Common Hybrid Architectures
Model A: Foundation + DAO
A Cayman Foundation or Swiss Association serves as the legal entity, with the DAO controlling the Foundation through its governance token votes.
- Foundation holds IP, treasury, and enters contracts
- DAO votes are binding on Foundation directors
- Directors execute DAO decisions off-chain
- Liability contained within Foundation
Model B: Operating Company + DAO Treasury
A traditional operating company (often a Delaware LLC or Cayman entity) handles regulated activities, while the DAO manages treasury and governance.
- Operating company obtains necessary licenses
- DAO provides governance token-based oversight
- Revenue flows to DAO treasury
- Operating company buffers regulatory exposure
Model C: DAO LLC with Sub-DAOs
A Wyoming or Marshall Islands DAO LLC serves as the parent, with sub-DAOs handling specific functions.
- Parent DAO LLC provides liability shield
- Sub-DAOs manage specific protocols or treasuries
- Governance flows through main DAO tokens
- Modular structure allows jurisdiction shopping
| Structure | Liability Protection | Regulatory Compliance | Governance Flexibility | Cost |
|---|---|---|---|---|
| Foundation + DAO | Excellent | High (can obtain licenses) | High | $50K-$150K setup |
| OpCo + DAO Treasury | Very Good | Highest (licensed OpCo) | Moderate | $100K-$500K+ setup |
| DAO LLC + Sub-DAOs | Good | Moderate | Very High | $25K-$75K setup |
Tax Implications for DAO Participants
The tax treatment of DAO participation is evolving, but I advise my clients to be prepared for aggressive IRS positions.
Token Holder Tax Issues
- Token Receipt: Receiving governance tokens (via airdrop, purchase, or rewards) may be taxable income at fair market value
- Staking Rewards: Tokens received for staking are ordinary income when received
- Voting Rewards: Tokens or fees earned for governance participation are taxable
- Token Sales: Capital gains treatment on appreciation (short or long-term)

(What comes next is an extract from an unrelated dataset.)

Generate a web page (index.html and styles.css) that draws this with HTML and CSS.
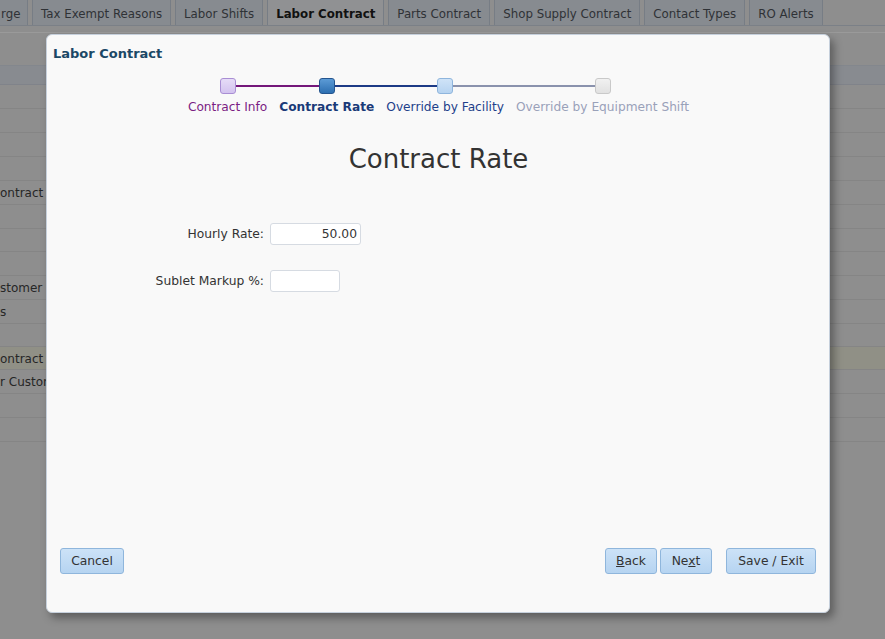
FILE: index.html
```html
<!DOCTYPE html>
<html>
<head>
<meta charset="utf-8">
<link rel="stylesheet" href="styles.css">
</head>
<body>
<div class="page">
  <div class="tabbar">
    <div class="tab tab-cut">rge</div>
    <div class="tab">Tax Exempt Reasons</div>
    <div class="tab">Labor Shifts</div>
    <div class="tab active">Labor Contract</div>
    <div class="tab">Parts Contract</div>
    <div class="tab">Shop Supply Contract</div>
    <div class="tab">Contact Types</div>
    <div class="tab">RO Alerts</div>
  </div>
  <div class="toolbar"></div>
  <div class="grid">
    <div class="grow head"></div>
    <div class="grow"></div>
    <div class="grow"></div>
    <div class="grow"></div>
    <div class="grow"></div>
    <div class="grow">ontract</div>
    <div class="grow"></div>
    <div class="grow h23"></div>
    <div class="grow"></div>
    <div class="grow">stomer</div>
    <div class="grow">s</div>
    <div class="grow h23"></div>
    <div class="grow sel h23">ontract 2</div>
    <div class="grow">r Custom</div>
    <div class="grow"></div>
    <div class="grow"></div>
  </div>
</div>

<div class="modal">
  <div class="modal-title">Labor Contract</div>
  <div class="stepper">
    <div class="step s1"><span class="box"></span><span class="label">Contract Info</span></div>
    <div class="step s2"><span class="box"></span><span class="label">Contract Rate</span></div>
    <div class="step s3"><span class="box"></span><span class="label">Override by Facility</span></div>
    <div class="step s4"><span class="box"></span><span class="label">Override by Equipment Shift</span></div>
  </div>
  <h1 class="heading">Contract Rate</h1>
  <div class="form">
    <div class="frow">
      <label class="flabel">Hourly Rate:</label>
      <div class="input w90">50.00</div>
    </div>
    <div class="frow">
      <label class="flabel">Sublet Markup %:</label>
      <div class="input w70"></div>
    </div>
  </div>
  <div class="footer">
    <button class="btn cancel">Cancel</button>
    <div class="right">
      <button class="btn back"><u>B</u>ack</button>
      <button class="btn next">Ne<u>x</u>t</button>
      <button class="btn save">Save / Exit</button>
    </div>
  </div>
</div>
</body>
</html>
```

FILE: styles.css
```css
* { box-sizing: border-box; }
html, body { margin: 0; padding: 0; }
body {
  width: 885px;
  height: 639px;
  overflow: hidden;
  background: #8e8e8e;
  font-family: "DejaVu Sans", Verdana, sans-serif;
  font-size: 12px;
  color: #2a2d31;
  position: relative;
}
.page { width: 885px; }
.tabbar {
  height: 26px;
  display: flex;
  gap: 4px;
  border-bottom: 1px solid #7b8087;
  overflow: hidden;
}
.tab {
  flex: none;
  height: 29px;
  margin-top: -4px;
  padding: 10px 8px 0;
  background: #878b90;
  border: 1px solid #777d85;
  border-bottom: none;
  border-radius: 3px 3px 0 0;
  color: #2f3236;
  font-size: 11.8px;
  white-space: nowrap;
}
.tab-cut { padding-left: 1px; border-left: none; border-radius: 0 3px 0 0; width: 28px; }
.tab.active { background: #909193; font-weight: bold; color: #111; }
.toolbar {
  height: 33px;
  border-top: 1px solid #9a9a9a;
  margin-top: 6px;
}
.grow {
  height: 24px;
  border-bottom: 1px solid #858585;
  padding: 5px 0 0 0;
  white-space: nowrap;
  color: #262626;
  font-size: 12px;
}
.grow.h23 { height: 23px; }
.grow.head { height: 20px; background: #888b90; border-top: 1px solid #83878d; border-bottom: 1px solid #80838a; }
.grow.sel { background: #909086; }

.modal {
  position: absolute;
  left: 46px;
  top: 34px;
  width: 784px;
  height: 579px;
  background: #f9f9f9;
  border: 1px solid #c6d0dc;
  border-radius: 6px;
  box-shadow: 4px 5px 8px rgba(0,0,0,0.35);
  display: flex;
  flex-direction: column;
  padding: 11px 13px 0 6px;
}
.modal-title {
  font-weight: bold;
  color: #1b4866;
  font-size: 13px;
  height: 20px;
}
.stepper {
  display: flex;
  justify-content: center;
  margin-top: 12px;
  margin-left: 8px;
}
.step {
  position: relative;
  display: flex;
  flex-direction: column;
  align-items: center;
  padding: 0 6px;
}
.step .box {
  width: 16px;
  height: 16px;
  border-radius: 3px;
  position: relative;
  z-index: 1;
}
.step .label { margin-top: 6px; font-size: 12.2px; white-space: nowrap; }
.step::before, .step::after {
  content: "";
  position: absolute;
  top: 7px;
  height: 2px;
}
.step::before { left: 0; right: 50%; }
.step::after { left: 50%; right: 0; }
.s1::before { display: none; }
.s4::after { display: none; }
.s1::after, .s2::before { background: #74177a; }
.s2::after, .s3::before { background: #1d3b86; }
.s3::after, .s4::before { background: #8a92ad; }
.s1 .box { background: linear-gradient(#e6dcf7, #d3c3ef); border: 1px solid #a98ed4; }
.s2 .box { background: linear-gradient(#5c9bd6, #2d6fb1); border: 1px solid #24558f; }
.s3 .box { background: linear-gradient(#cfe3f7, #b6d3f0); border: 1px solid #8eb5dd; }
.s4 .box { background: linear-gradient(#f1f1f1, #e1e1e1); border: 1px solid #c9c9c9; }
.s1 .label { color: #7b1d84; }
.s2 .label { color: #1a3a78; font-weight: bold; }
.s3 .label { color: #1e3f8a; }
.s4 .label { color: #9aa1b9; }

.heading {
  margin: 28px 0 0 8px;
  text-align: center;
  font-weight: normal;
  font-size: 26px;
  line-height: 34px;
  color: #333;
  height: 44px;
}
.form {
  margin-top: 37px;
  display: flex;
  flex-direction: column;
  gap: 25px;
}
.frow { display: flex; align-items: center; gap: 6px; }
.flabel {
  width: 211px;
  text-align: right;
  font-size: 12.3px;
  color: #333;
}
.input {
  height: 22px;
  background: #fff;
  border: 1px solid #d6dbe2;
  border-radius: 3px;
  text-align: right;
  padding: 3px 3px 0 0;
  font-size: 12.3px;
  color: #333;
}
.w90 { width: 91px; }
.w70 { width: 70px; }

.footer {
  margin-top: auto;
  margin-bottom: 38px;
  display: flex;
  justify-content: space-between;
  padding-left: 7px;
}
.right { display: flex; gap: 3px; }
.btn {
  font-family: inherit;
  font-size: 12.3px;
  color: #333;
  height: 26px;
  border: 1px solid #8fb6dc;
  border-radius: 3px;
  background: linear-gradient(#cce2f7, #b6d4f1);
  padding: 0;
}
.cancel { width: 64px; }
.back { width: 52px; }
.next { width: 52px; }
.save { width: 90px; margin-left: 11px; }
```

DAO Entity Tax Classification
| Entity Type | US Tax Treatment | Key Considerations |
|---|---|---|
| Unincorporated DAO | Partnership (likely) | K-1s to all token holders; compliance nightmare |
| Wyoming DAO LLC | Partnership or Corporation (elect) | Pass-through default; corporate election available |
| Foreign Entity (Cayman, Marshall Islands) | CFC or PFIC rules may apply | Complex; requires careful structuring |
| Swiss Association | Treaty-dependent | May qualify for favorable treatment |
⚠ The K-1 Problem
If a DAO is classified as a partnership, it must issue K-1s to every partner (potentially every token holder). With thousands of anonymous token holders, this is practically impossible. This is another critical reason to establish a proper legal wrapper.
Practical Recommendations for Launching a Trading DAO
Based on my experience advising dozens of DeFi protocols, here are my concrete recommendations for launching a trading DAO:
Before Launch
- Choose a Legal Wrapper: Form a legal entity before launching. Wyoming DAO LLC for US-focused projects; Marshall Islands or Cayman for global projects.
- Securities Analysis: Engage securities counsel to analyze whether your token is a security. Structure to minimize Howey risk.
- Regulatory Mapping: Identify all potential regulatory touchpoints (SEC, CFTC, FinCEN, state money transmission).
- Geo-Blocking Infrastructure: Build robust access restrictions into your frontend from day one.
- Insurance: Explore D&O insurance, cyber insurance, and smart contract coverage.
At Launch
- Token Distribution: Avoid broad public sales. Consider airdrops to active users, team allocations with vesting, and ecosystem grants.
- Governance Documentation: Publish clear governance documentation explaining voting processes, quorum requirements, and proposal procedures.
- Terms of Service: Implement comprehensive terms with arbitration clauses, liability limitations, and jurisdictional restrictions.
- KYC/AML for Material Participants: Consider KYC for large token holders, delegates, or anyone receiving significant allocations.
Post-Launch
- Progressive Decentralization: Continue removing centralized controls over time. Document milestones.
- Regulatory Monitoring: Stay current on enforcement actions and regulatory guidance. Adjust as necessary.
- Legal Reserves: Maintain treasury reserves for legal defense and compliance.
- Ongoing Counsel: Retain securities and regulatory counsel for ongoing advice.
⚠ What NOT To Do
- Don't launch without a legal entity - Unlimited personal liability is not a theoretical risk
- Don't assume decentralization is a legal shield - Regulators have explicitly rejected this argument
- Don't ignore US regulations - Even for "non-US" DAOs, US persons will participate
- Don't promise token profits - This is the fastest path to securities classification
- Don't operate an unregistered exchange - The CFTC will pursue enforcement
Conclusion
DAOs represent a genuinely innovative approach to organizational governance, but they operate within existing legal frameworks, not outside them. In my practice, the most successful trading DAOs combine the transparency and efficiency of on-chain governance with the liability protection and regulatory compliance of traditional legal structures.
The choice to operate without a legal wrapper is not a choice for decentralization - it's a choice for unlimited personal liability. Every token holder, from the largest whale to the smallest participant, faces exposure to regulatory penalties, civil judgments, and potentially criminal liability.
The good news is that workable solutions exist. Whether through a Wyoming DAO LLC, a Cayman Foundation, or a hybrid structure with licensed operating companies, I can help my clients build legally defensible DAOs that preserve the benefits of decentralized governance.
💡 The Bottom Line
Don't let the allure of "decentralization" blind you to basic legal risk management. A $15,000 legal wrapper is infinitely cheaper than defending against a CFTC enforcement action or class action lawsuit. Structure first, then decentralize.